Give back exactly the lines from the one with "Clone this screenshot" through the one with "const locations = ['Central", inclusive, without the images.

> [Records supplied]
· · · · · · ·
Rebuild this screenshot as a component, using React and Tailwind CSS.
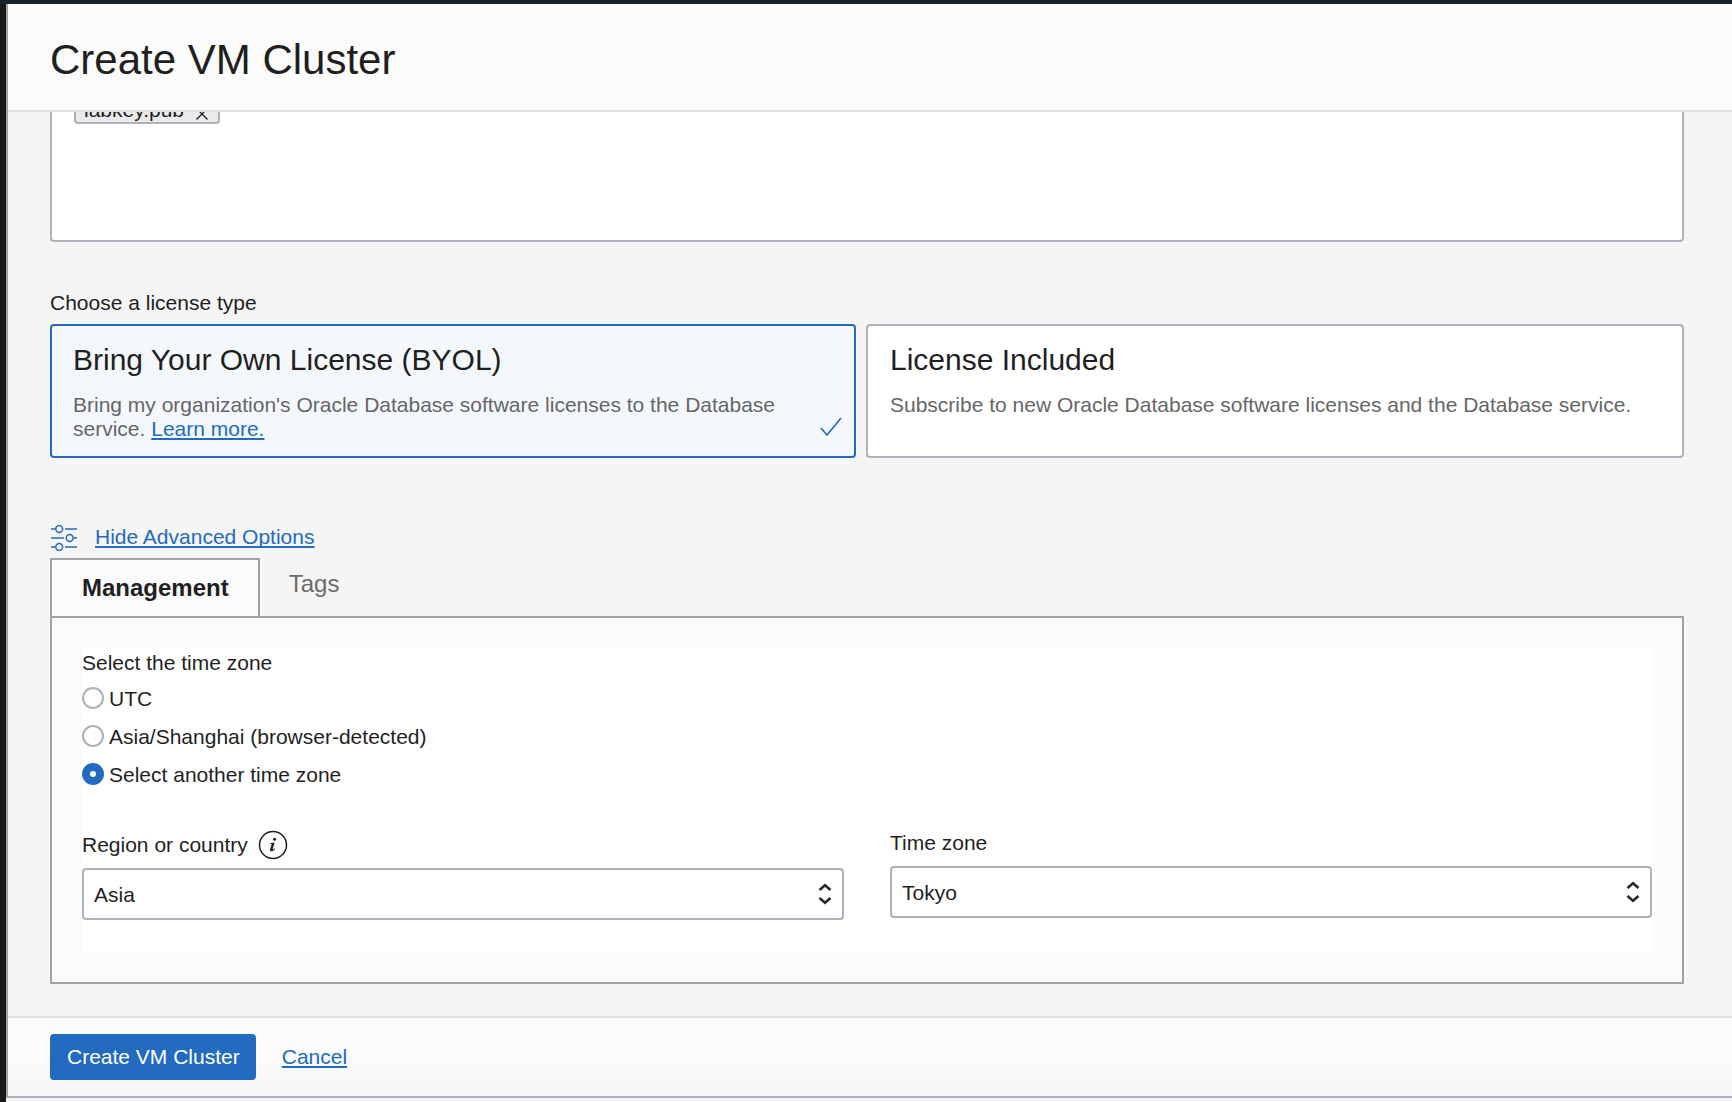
· · · · · · ·
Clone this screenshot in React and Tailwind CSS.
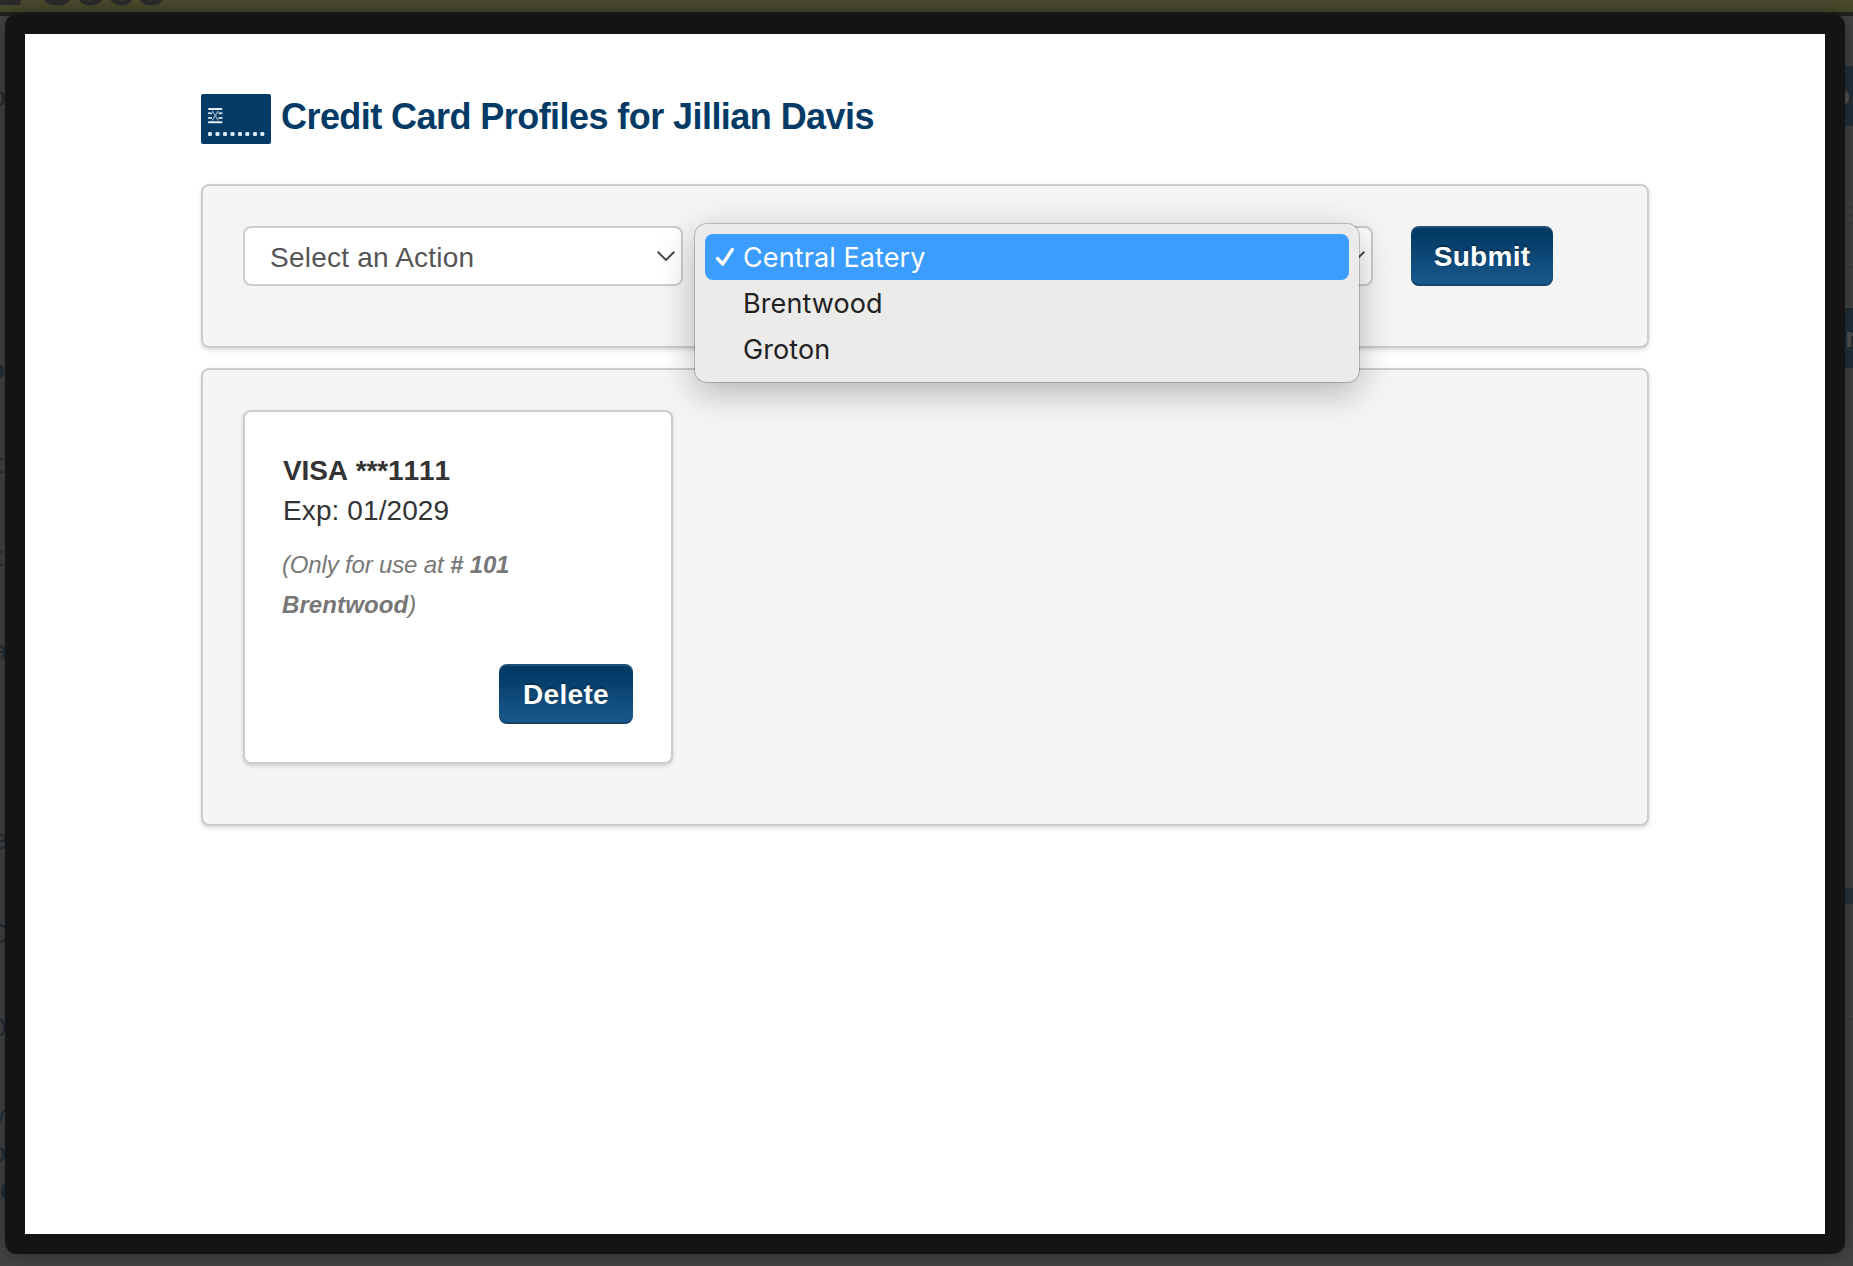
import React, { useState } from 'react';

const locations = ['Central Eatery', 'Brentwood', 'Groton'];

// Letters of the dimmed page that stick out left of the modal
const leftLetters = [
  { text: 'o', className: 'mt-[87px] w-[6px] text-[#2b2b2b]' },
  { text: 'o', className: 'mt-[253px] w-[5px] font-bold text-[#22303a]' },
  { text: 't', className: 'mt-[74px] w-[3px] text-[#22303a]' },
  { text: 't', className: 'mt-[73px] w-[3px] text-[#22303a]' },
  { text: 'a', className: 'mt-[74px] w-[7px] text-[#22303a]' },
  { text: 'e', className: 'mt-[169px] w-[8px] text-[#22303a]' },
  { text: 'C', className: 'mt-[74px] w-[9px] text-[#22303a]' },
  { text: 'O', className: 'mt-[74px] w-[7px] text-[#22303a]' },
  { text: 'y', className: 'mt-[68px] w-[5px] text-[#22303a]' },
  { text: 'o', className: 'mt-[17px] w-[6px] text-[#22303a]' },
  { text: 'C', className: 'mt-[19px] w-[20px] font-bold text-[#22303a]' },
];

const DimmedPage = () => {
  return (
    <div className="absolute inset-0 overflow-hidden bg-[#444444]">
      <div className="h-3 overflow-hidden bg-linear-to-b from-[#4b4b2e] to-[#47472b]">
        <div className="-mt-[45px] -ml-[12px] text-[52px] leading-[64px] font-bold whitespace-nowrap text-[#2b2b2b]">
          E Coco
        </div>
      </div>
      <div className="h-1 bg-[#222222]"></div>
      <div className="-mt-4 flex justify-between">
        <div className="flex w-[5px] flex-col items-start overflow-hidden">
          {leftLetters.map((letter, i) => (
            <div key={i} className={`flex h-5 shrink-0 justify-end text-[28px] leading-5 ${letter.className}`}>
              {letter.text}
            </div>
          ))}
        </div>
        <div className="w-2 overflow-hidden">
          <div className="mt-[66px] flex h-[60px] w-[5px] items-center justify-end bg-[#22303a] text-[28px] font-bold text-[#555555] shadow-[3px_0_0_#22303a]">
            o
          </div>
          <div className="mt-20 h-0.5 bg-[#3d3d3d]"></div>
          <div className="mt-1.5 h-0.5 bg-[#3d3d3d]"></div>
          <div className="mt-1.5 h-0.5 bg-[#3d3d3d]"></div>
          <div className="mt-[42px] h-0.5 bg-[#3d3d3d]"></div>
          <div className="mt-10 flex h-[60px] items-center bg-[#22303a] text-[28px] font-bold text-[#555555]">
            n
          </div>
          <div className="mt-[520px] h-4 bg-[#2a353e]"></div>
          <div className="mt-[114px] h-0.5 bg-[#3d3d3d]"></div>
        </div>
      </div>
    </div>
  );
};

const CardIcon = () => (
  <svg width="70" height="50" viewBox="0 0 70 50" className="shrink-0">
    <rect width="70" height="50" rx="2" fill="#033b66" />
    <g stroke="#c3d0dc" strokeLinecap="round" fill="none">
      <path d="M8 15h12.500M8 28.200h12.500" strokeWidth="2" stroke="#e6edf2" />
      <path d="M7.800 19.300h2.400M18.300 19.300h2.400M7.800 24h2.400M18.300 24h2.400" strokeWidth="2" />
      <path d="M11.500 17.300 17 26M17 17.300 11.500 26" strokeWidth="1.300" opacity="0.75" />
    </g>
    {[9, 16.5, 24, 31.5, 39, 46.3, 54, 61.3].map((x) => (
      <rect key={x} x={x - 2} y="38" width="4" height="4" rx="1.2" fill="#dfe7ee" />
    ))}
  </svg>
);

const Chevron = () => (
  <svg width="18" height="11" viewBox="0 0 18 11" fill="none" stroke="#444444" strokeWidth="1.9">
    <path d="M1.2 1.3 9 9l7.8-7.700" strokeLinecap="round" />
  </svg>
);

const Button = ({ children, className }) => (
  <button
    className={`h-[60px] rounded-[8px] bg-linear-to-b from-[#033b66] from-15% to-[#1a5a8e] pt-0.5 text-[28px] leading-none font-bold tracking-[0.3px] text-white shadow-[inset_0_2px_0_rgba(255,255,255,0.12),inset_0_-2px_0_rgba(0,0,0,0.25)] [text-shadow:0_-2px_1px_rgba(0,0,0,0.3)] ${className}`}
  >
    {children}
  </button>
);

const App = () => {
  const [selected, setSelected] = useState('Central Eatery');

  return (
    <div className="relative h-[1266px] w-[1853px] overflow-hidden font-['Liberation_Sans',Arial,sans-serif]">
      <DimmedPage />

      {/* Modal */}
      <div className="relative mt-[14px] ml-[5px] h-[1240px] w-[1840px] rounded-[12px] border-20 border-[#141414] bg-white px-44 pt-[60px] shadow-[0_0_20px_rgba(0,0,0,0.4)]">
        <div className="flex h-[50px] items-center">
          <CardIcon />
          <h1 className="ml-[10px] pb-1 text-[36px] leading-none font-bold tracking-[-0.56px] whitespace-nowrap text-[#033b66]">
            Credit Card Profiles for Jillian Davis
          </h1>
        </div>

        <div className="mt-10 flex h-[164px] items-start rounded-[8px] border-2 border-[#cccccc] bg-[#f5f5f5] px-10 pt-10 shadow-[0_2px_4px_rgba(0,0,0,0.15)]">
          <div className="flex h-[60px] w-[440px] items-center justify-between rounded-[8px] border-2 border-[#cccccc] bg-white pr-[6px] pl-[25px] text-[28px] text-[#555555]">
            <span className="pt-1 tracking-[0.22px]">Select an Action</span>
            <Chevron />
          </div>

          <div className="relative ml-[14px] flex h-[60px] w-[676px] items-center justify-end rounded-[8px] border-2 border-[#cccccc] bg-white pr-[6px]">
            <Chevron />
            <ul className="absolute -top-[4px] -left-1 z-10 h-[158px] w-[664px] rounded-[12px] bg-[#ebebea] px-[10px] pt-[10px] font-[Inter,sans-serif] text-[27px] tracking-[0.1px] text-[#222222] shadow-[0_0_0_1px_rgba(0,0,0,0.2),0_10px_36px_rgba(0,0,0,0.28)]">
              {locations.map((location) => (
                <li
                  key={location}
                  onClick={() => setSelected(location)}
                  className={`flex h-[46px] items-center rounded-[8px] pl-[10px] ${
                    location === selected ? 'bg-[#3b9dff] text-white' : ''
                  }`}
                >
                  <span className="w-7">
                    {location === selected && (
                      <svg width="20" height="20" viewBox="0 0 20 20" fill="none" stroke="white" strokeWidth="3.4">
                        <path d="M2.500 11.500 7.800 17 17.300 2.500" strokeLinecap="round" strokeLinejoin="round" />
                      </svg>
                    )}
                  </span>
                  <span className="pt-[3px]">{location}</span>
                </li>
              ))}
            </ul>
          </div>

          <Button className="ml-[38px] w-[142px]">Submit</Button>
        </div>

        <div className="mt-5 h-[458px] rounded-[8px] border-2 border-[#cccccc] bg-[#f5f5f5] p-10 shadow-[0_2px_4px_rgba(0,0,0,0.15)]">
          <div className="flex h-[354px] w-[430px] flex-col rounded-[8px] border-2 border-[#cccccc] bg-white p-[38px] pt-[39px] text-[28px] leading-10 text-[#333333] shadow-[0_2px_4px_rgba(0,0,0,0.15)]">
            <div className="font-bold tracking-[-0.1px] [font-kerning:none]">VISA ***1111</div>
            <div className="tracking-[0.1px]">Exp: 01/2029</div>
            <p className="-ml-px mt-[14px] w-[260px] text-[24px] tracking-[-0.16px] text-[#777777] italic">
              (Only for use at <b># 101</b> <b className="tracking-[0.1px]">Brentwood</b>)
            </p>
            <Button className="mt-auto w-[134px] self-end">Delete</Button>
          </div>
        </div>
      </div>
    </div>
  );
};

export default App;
· · · · · · ·
> [Answer to this task]
Clone this screenshot in React and Tailwind CSS.
import React, { useState } from 'react';

const locations = ['Central Eatery', 'Brentwood', 'Groton'];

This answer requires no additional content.